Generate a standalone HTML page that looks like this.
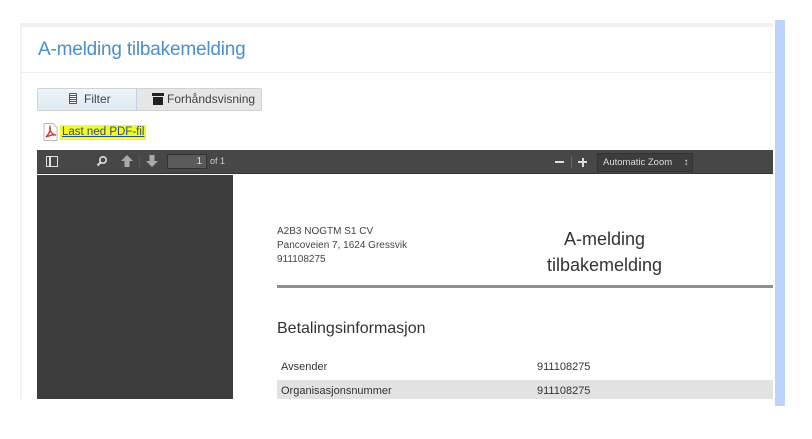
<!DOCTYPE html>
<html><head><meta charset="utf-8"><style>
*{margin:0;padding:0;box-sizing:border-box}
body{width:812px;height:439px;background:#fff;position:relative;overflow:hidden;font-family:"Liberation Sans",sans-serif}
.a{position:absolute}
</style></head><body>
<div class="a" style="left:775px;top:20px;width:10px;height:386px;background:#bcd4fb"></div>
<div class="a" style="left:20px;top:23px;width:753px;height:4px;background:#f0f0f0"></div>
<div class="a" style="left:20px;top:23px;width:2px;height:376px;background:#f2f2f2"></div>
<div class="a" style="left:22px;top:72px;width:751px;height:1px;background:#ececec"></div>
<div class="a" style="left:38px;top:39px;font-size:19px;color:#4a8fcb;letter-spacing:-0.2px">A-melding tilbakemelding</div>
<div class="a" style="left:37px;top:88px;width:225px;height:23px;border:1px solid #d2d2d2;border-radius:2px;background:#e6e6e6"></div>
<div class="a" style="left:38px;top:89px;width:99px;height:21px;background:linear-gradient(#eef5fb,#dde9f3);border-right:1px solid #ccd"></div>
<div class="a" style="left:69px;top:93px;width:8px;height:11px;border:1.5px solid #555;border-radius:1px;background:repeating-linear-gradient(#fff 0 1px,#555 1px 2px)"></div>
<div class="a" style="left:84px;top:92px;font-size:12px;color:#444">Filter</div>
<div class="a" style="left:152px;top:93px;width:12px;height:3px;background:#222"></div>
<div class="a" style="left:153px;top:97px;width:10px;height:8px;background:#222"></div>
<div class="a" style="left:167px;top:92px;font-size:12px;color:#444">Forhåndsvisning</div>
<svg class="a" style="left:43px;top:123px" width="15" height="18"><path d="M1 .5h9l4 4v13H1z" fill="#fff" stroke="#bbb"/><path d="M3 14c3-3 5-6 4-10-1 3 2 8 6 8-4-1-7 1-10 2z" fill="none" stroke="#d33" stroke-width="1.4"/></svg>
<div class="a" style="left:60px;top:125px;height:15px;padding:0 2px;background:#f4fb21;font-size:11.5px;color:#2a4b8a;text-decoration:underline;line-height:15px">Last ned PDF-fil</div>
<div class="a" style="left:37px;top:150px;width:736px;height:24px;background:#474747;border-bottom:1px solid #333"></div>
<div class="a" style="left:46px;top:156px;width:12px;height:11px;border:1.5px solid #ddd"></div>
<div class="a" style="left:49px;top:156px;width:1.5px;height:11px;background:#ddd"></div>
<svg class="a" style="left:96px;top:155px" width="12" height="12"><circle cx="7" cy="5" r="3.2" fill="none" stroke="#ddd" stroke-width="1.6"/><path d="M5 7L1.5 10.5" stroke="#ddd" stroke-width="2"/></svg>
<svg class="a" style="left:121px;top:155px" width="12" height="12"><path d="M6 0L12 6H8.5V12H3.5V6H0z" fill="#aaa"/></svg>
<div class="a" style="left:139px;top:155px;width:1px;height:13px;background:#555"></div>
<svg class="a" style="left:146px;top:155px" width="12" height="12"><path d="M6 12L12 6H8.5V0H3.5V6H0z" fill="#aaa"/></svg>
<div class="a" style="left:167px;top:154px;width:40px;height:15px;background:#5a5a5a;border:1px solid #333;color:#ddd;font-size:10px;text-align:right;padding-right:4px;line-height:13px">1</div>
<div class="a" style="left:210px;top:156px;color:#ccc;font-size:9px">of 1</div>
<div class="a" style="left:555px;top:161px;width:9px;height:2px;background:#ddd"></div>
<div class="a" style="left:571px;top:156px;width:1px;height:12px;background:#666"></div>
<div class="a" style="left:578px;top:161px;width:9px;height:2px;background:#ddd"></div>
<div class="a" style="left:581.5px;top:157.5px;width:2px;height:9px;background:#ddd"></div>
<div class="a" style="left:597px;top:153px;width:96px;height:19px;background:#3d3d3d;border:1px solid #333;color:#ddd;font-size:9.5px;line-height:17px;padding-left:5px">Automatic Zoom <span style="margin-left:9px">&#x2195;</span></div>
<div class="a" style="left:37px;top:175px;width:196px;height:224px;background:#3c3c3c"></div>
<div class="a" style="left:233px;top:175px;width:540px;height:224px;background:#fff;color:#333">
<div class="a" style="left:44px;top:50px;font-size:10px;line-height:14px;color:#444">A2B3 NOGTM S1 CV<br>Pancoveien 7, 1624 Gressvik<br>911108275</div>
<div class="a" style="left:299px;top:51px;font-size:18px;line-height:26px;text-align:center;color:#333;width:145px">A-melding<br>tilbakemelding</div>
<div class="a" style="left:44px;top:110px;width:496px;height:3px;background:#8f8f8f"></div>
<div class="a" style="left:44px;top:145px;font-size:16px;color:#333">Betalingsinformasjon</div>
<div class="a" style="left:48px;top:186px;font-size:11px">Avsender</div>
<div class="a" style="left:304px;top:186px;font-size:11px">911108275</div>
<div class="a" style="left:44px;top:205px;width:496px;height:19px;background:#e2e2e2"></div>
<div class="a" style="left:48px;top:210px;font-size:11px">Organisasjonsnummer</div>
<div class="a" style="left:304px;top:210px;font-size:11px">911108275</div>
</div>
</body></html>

•••••

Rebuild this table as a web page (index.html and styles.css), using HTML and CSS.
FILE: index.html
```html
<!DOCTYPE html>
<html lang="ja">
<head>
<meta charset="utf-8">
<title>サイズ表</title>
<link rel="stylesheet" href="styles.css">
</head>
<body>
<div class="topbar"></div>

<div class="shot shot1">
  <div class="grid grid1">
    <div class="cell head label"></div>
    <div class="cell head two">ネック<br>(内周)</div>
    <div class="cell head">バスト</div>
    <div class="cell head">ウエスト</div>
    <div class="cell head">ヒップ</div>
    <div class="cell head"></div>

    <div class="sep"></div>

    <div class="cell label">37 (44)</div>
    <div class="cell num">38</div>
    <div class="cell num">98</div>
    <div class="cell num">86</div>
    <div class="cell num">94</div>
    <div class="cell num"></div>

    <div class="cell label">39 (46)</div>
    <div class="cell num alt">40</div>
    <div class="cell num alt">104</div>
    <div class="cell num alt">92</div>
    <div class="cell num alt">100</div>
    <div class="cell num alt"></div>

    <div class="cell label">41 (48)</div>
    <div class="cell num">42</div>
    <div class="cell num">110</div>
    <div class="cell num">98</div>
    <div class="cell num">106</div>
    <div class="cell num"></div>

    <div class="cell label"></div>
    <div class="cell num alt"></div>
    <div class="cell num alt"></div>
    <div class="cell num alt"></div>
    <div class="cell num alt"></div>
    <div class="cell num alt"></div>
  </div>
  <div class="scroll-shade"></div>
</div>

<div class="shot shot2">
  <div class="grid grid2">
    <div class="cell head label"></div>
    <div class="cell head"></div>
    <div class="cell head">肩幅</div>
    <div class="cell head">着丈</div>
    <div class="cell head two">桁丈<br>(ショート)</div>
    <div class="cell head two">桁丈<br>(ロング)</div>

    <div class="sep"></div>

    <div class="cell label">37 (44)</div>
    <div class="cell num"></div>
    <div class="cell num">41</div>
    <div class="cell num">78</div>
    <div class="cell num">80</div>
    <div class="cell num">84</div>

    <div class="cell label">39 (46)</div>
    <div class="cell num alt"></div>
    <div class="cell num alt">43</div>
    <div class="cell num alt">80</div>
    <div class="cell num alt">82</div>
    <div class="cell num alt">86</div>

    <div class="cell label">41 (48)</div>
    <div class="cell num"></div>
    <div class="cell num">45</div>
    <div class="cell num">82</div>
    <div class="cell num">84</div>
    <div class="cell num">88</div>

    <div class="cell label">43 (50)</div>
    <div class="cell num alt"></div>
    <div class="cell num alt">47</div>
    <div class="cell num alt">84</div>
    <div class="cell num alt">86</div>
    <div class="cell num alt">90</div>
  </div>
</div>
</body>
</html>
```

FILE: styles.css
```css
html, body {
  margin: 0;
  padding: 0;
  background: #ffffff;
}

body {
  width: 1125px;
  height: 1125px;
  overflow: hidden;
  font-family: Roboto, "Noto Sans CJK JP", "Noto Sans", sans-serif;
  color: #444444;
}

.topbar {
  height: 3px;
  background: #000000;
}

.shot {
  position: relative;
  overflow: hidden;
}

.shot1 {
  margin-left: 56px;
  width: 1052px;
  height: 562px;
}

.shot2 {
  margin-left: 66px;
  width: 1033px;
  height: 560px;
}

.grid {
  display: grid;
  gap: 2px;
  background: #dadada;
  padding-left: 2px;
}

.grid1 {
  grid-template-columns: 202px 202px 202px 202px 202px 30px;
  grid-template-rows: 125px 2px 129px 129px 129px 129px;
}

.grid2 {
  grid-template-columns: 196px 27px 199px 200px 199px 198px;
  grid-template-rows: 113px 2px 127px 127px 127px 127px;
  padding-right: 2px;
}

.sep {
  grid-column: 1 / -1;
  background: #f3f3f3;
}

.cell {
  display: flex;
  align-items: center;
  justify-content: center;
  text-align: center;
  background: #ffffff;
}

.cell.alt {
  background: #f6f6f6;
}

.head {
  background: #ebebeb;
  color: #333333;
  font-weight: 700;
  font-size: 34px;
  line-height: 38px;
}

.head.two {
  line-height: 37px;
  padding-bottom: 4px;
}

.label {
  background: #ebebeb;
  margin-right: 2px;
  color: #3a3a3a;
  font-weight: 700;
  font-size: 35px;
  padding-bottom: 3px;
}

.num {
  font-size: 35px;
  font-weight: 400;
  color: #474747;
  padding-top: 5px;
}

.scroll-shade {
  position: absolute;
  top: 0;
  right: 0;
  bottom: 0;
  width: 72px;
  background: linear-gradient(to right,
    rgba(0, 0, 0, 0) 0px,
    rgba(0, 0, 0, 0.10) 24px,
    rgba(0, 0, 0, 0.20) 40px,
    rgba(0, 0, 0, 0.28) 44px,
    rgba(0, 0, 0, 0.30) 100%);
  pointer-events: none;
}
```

•••••

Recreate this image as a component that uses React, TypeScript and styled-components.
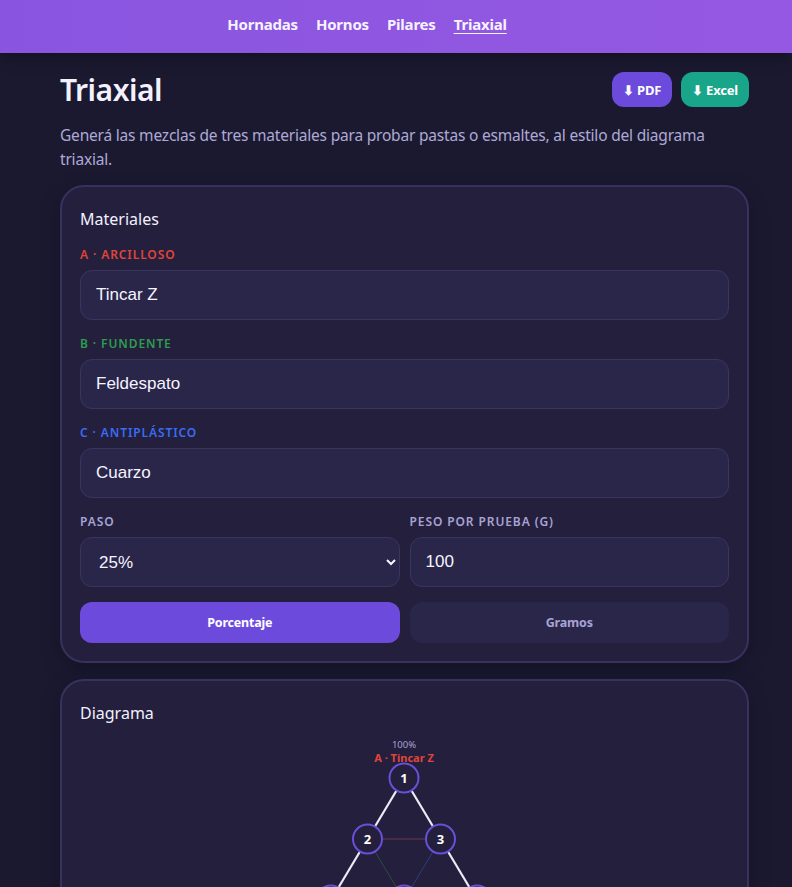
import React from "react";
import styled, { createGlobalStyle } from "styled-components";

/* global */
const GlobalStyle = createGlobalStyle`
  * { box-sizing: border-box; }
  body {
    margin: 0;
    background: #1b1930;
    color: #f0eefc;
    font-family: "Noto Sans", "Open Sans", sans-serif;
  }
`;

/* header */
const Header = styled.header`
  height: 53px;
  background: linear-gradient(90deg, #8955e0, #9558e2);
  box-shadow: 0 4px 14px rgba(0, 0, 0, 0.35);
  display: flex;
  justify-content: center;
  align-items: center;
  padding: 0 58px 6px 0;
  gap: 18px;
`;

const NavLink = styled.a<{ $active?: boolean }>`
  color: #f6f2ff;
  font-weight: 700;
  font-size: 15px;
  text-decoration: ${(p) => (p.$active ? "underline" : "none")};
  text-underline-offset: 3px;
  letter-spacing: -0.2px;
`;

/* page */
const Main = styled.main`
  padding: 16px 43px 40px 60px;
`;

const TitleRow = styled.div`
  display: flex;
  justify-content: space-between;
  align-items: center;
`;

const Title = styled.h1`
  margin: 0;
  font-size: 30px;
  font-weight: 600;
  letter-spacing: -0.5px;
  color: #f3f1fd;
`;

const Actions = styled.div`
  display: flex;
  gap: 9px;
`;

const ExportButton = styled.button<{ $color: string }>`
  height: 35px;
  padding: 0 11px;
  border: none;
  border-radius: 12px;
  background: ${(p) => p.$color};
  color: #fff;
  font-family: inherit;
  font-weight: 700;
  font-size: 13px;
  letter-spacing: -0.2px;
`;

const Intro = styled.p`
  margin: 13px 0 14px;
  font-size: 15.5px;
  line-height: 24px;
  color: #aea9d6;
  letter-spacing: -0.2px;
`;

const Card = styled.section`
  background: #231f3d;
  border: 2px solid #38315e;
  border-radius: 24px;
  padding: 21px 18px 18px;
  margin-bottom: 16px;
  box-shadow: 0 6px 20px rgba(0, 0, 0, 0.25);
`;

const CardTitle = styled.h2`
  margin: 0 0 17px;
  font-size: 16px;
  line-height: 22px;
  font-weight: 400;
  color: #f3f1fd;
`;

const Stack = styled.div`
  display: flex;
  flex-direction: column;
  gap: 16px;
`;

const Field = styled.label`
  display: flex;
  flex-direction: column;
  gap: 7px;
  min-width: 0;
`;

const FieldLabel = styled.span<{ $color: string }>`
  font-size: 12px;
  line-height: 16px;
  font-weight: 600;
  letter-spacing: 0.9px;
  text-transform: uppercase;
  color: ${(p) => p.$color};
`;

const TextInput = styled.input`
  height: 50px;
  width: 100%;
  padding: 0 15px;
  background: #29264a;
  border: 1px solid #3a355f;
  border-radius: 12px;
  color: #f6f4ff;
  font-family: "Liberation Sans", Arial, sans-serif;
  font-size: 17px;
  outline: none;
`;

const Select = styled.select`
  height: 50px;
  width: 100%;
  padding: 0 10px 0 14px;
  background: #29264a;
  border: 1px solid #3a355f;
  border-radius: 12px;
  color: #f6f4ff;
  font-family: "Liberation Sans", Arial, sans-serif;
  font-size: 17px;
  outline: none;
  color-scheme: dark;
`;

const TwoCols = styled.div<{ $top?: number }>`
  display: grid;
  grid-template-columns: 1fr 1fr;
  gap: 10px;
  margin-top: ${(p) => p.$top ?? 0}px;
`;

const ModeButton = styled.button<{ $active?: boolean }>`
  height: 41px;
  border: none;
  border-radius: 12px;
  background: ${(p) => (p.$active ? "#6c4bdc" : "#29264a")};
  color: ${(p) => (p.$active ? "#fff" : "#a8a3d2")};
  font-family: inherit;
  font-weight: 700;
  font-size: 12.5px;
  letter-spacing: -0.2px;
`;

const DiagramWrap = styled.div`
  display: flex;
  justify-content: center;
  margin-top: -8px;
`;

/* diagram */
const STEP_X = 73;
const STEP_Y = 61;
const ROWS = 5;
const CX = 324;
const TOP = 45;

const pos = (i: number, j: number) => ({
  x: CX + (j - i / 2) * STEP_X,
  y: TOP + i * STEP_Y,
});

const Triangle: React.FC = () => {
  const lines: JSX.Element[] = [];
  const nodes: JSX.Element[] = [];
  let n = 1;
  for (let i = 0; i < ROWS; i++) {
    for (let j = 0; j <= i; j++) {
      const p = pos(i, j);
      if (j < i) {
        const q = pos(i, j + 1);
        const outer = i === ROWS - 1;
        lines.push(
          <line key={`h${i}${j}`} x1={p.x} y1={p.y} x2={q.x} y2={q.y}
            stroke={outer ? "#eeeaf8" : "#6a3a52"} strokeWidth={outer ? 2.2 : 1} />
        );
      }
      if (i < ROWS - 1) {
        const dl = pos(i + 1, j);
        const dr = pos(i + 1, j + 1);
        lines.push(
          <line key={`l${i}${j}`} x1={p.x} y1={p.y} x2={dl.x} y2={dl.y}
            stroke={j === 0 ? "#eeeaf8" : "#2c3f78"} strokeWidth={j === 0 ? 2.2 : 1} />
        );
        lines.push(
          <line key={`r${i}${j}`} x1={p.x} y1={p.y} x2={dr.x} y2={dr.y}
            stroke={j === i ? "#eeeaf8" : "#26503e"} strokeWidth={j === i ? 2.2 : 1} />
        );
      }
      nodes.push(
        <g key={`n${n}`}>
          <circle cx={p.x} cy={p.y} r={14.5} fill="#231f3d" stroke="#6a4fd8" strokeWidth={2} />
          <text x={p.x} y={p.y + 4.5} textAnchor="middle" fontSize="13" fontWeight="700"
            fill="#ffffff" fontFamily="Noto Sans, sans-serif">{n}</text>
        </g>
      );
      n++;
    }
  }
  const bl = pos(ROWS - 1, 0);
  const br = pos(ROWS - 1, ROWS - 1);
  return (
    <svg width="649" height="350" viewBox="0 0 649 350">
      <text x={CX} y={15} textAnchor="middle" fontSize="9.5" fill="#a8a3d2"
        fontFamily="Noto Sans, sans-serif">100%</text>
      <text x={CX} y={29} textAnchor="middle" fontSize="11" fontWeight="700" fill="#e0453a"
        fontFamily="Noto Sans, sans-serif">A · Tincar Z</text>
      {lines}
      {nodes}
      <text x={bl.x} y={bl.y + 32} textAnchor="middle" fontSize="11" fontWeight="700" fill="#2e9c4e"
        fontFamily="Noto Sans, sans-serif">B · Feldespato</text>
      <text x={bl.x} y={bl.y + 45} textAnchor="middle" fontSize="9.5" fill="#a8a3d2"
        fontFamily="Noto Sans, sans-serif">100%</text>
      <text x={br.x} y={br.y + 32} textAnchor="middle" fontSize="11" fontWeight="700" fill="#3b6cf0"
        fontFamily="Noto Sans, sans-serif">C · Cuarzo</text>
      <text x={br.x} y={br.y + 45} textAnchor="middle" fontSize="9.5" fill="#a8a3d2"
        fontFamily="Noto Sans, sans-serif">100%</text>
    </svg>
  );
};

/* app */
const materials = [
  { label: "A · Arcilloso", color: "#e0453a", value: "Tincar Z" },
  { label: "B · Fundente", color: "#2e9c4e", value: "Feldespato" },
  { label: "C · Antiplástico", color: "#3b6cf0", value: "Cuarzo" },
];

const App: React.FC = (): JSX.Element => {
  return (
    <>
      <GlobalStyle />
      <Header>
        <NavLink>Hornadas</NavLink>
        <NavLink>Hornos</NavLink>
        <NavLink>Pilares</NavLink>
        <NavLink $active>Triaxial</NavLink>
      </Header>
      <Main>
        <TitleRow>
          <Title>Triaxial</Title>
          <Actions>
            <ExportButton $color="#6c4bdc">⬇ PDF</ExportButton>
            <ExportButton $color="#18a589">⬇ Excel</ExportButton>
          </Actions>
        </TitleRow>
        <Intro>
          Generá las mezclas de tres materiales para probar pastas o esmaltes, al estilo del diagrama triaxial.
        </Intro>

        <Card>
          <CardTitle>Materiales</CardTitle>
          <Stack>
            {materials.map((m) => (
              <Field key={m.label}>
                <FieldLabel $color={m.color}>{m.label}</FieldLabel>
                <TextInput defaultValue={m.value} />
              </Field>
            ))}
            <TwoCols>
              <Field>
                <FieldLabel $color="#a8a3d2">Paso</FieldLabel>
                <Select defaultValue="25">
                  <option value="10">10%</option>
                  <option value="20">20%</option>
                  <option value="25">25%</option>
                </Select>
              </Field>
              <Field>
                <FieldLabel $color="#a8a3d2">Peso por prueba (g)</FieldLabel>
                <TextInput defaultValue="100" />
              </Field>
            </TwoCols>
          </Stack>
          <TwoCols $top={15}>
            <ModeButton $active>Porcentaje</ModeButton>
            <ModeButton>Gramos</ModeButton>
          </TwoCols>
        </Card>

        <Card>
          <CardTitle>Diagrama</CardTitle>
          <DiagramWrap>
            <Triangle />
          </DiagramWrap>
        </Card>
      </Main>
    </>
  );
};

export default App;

•••••

_AIM_
Return each line with "React".

_SOLUTION FOR THIS TASK_
Recreate this image as a component that uses React, TypeScript and styled-components.
import React from "react";
const Triangle: React.FC = () => {
const App: React.FC = (): JSX.Element => {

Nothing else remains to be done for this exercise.